▸ **Direction**
With the pictures left out, copy the listing below exactly.

▸ **Data**
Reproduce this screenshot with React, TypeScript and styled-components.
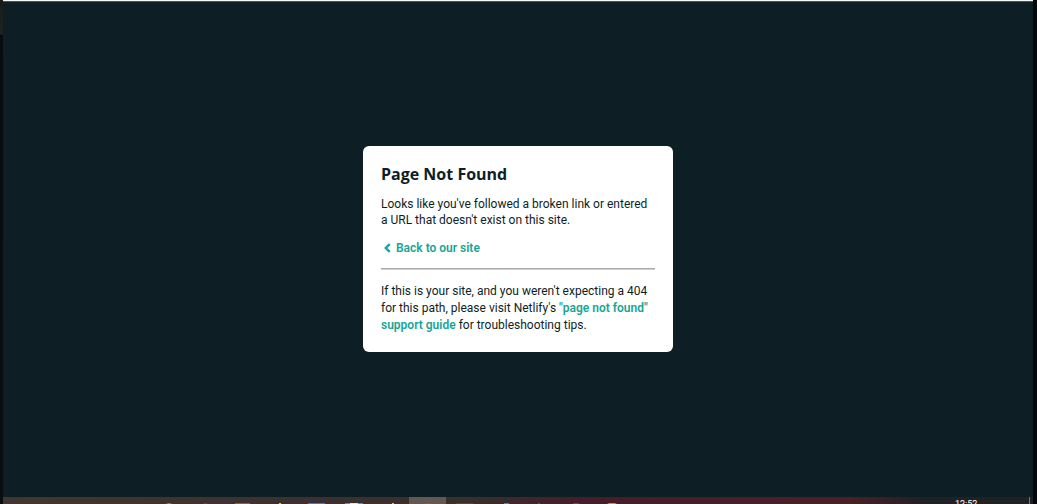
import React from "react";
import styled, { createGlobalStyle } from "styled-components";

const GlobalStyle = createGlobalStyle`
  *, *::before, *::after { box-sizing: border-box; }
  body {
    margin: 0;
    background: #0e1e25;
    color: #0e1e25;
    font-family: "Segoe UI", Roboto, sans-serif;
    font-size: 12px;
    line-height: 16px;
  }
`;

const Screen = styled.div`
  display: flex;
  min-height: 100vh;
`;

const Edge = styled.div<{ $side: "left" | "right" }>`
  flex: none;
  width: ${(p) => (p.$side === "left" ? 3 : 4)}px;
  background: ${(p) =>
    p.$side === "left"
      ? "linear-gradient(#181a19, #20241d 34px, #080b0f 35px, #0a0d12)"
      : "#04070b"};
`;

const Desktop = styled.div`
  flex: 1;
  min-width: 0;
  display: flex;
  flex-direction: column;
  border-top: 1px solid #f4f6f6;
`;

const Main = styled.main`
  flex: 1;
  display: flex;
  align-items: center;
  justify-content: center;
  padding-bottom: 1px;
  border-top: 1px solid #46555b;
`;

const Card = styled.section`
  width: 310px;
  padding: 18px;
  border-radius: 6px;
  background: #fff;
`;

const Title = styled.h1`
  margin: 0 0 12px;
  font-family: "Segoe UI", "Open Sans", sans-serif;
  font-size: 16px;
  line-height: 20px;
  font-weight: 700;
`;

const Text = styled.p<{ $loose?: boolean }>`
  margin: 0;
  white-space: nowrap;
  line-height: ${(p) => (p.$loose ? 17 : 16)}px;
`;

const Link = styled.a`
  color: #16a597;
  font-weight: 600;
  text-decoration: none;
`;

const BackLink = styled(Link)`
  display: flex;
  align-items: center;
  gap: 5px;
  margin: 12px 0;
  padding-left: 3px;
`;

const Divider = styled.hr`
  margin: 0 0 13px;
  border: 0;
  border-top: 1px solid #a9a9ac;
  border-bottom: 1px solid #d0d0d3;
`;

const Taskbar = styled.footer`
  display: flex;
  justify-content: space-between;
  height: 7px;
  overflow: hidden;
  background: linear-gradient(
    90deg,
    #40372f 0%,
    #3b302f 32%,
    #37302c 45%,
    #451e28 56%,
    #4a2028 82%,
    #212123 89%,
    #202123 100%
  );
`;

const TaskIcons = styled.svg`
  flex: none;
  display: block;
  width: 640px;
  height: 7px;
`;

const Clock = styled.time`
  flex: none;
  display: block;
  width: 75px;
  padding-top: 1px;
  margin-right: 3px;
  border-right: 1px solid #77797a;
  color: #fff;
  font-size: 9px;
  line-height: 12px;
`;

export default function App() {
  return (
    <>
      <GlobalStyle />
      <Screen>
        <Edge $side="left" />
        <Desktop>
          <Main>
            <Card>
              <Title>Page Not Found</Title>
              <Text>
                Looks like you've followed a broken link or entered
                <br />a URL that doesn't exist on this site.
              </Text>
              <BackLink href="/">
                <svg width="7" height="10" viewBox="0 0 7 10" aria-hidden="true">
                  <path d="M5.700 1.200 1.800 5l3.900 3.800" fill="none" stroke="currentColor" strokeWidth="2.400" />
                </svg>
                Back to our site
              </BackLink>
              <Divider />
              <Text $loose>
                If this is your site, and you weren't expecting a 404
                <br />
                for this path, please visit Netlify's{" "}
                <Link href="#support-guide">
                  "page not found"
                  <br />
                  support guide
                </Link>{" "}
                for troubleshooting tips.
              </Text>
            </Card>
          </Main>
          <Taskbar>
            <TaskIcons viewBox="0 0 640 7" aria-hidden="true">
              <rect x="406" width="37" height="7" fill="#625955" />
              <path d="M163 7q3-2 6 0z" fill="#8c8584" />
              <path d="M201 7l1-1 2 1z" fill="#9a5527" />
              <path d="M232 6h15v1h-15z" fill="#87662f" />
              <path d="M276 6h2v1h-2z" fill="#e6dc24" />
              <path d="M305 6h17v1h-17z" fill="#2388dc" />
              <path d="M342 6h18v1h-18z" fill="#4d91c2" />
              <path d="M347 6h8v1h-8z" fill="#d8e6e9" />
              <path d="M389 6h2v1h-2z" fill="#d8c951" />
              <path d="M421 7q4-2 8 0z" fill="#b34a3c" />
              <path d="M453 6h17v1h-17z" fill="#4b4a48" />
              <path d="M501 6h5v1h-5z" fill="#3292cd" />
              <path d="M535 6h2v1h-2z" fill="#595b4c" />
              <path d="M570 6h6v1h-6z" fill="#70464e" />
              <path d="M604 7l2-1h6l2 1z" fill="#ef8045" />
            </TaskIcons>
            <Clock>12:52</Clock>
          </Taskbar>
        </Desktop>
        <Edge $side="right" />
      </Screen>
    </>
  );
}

▸ **The solution**
Reproduce this screenshot with React, TypeScript and styled-components.
import React from "react";
import styled, { createGlobalStyle } from "styled-components";

const GlobalStyle = createGlobalStyle`
  *, *::before, *::after { box-sizing: border-box; }
  body {
    margin: 0;
    background: #0e1e25;
    color: #0e1e25;
    font-family: "Segoe UI", Roboto, sans-serif;
    font-size: 12px;
    line-height: 16px;
  }
`;

const Screen = styled.div`
  display: flex;
  min-height: 100vh;
`;

const Edge = styled.div<{ $side: "left" | "right" }>`
  flex: none;
  width: ${(p) => (p.$side === "left" ? 3 : 4)}px;
  background: ${(p) =>
    p.$side === "left"
      ? "linear-gradient(#181a19, #20241d 34px, #080b0f 35px, #0a0d12)"
      : "#04070b"};
`;

const Desktop = styled.div`
  flex: 1;
  min-width: 0;
  display: flex;
  flex-direction: column;
  border-top: 1px solid #f4f6f6;
`;

const Main = styled.main`
  flex: 1;
  display: flex;
  align-items: center;
  justify-content: center;
  padding-bottom: 1px;
  border-top: 1px solid #46555b;
`;

const Card = styled.section`
  width: 310px;
  padding: 18px;
  border-radius: 6px;
  background: #fff;
`;

const Title = styled.h1`
  margin: 0 0 12px;
  font-family: "Segoe UI", "Open Sans", sans-serif;
  font-size: 16px;
  line-height: 20px;
  font-weight: 700;
`;

const Text = styled.p<{ $loose?: boolean }>`
  margin: 0;
  white-space: nowrap;
  line-height: ${(p) => (p.$loose ? 17 : 16)}px;
`;

const Link = styled.a`
  color: #16a597;
  font-weight: 600;
  text-decoration: none;
`;

const BackLink = styled(Link)`
  display: flex;
  align-items: center;
  gap: 5px;
  margin: 12px 0;
  padding-left: 3px;
`;

const Divider = styled.hr`
  margin: 0 0 13px;
  border: 0;
  border-top: 1px solid #a9a9ac;
  border-bottom: 1px solid #d0d0d3;
`;

const Taskbar = styled.footer`
  display: flex;
  justify-content: space-between;
  height: 7px;
  overflow: hidden;
  background: linear-gradient(
    90deg,
    #40372f 0%,
    #3b302f 32%,
    #37302c 45%,
    #451e28 56%,
    #4a2028 82%,
    #212123 89%,
    #202123 100%
  );
`;

const TaskIcons = styled.svg`
  flex: none;
  display: block;
  width: 640px;
  height: 7px;
`;

const Clock = styled.time`
  flex: none;
  display: block;
  width: 75px;
  padding-top: 1px;
  margin-right: 3px;
  border-right: 1px solid #77797a;
  color: #fff;
  font-size: 9px;
  line-height: 12px;
`;

export default function App() {
  return (
    <>
      <GlobalStyle />
      <Screen>
        <Edge $side="left" />
        <Desktop>
          <Main>
            <Card>
              <Title>Page Not Found</Title>
              <Text>
                Looks like you've followed a broken link or entered
                <br />a URL that doesn't exist on this site.
              </Text>
              <BackLink href="/">
                <svg width="7" height="10" viewBox="0 0 7 10" aria-hidden="true">
                  <path d="M5.700 1.200 1.800 5l3.900 3.800" fill="none" stroke="currentColor" strokeWidth="2.400" />
                </svg>
                Back to our site
              </BackLink>
              <Divider />
              <Text $loose>
                If this is your site, and you weren't expecting a 404
                <br />
                for this path, please visit Netlify's{" "}
                <Link href="#support-guide">
                  "page not found"
                  <br />
                  support guide
                </Link>{" "}
                for troubleshooting tips.
              </Text>
            </Card>
          </Main>
          <Taskbar>
            <TaskIcons viewBox="0 0 640 7" aria-hidden="true">
              <rect x="406" width="37" height="7" fill="#625955" />
              <path d="M163 7q3-2 6 0z" fill="#8c8584" />
              <path d="M201 7l1-1 2 1z" fill="#9a5527" />
              <path d="M232 6h15v1h-15z" fill="#87662f" />
              <path d="M276 6h2v1h-2z" fill="#e6dc24" />
              <path d="M305 6h17v1h-17z" fill="#2388dc" />
              <path d="M342 6h18v1h-18z" fill="#4d91c2" />
              <path d="M347 6h8v1h-8z" fill="#d8e6e9" />
              <path d="M389 6h2v1h-2z" fill="#d8c951" />
              <path d="M421 7q4-2 8 0z" fill="#b34a3c" />
              <path d="M453 6h17v1h-17z" fill="#4b4a48" />
              <path d="M501 6h5v1h-5z" fill="#3292cd" />
              <path d="M535 6h2v1h-2z" fill="#595b4c" />
              <path d="M570 6h6v1h-6z" fill="#70464e" />
              <path d="M604 7l2-1h6l2 1z" fill="#ef8045" />
            </TaskIcons>
            <Clock>12:52</Clock>
          </Taskbar>
        </Desktop>
        <Edge $side="right" />
      </Screen>
    </>
  );
}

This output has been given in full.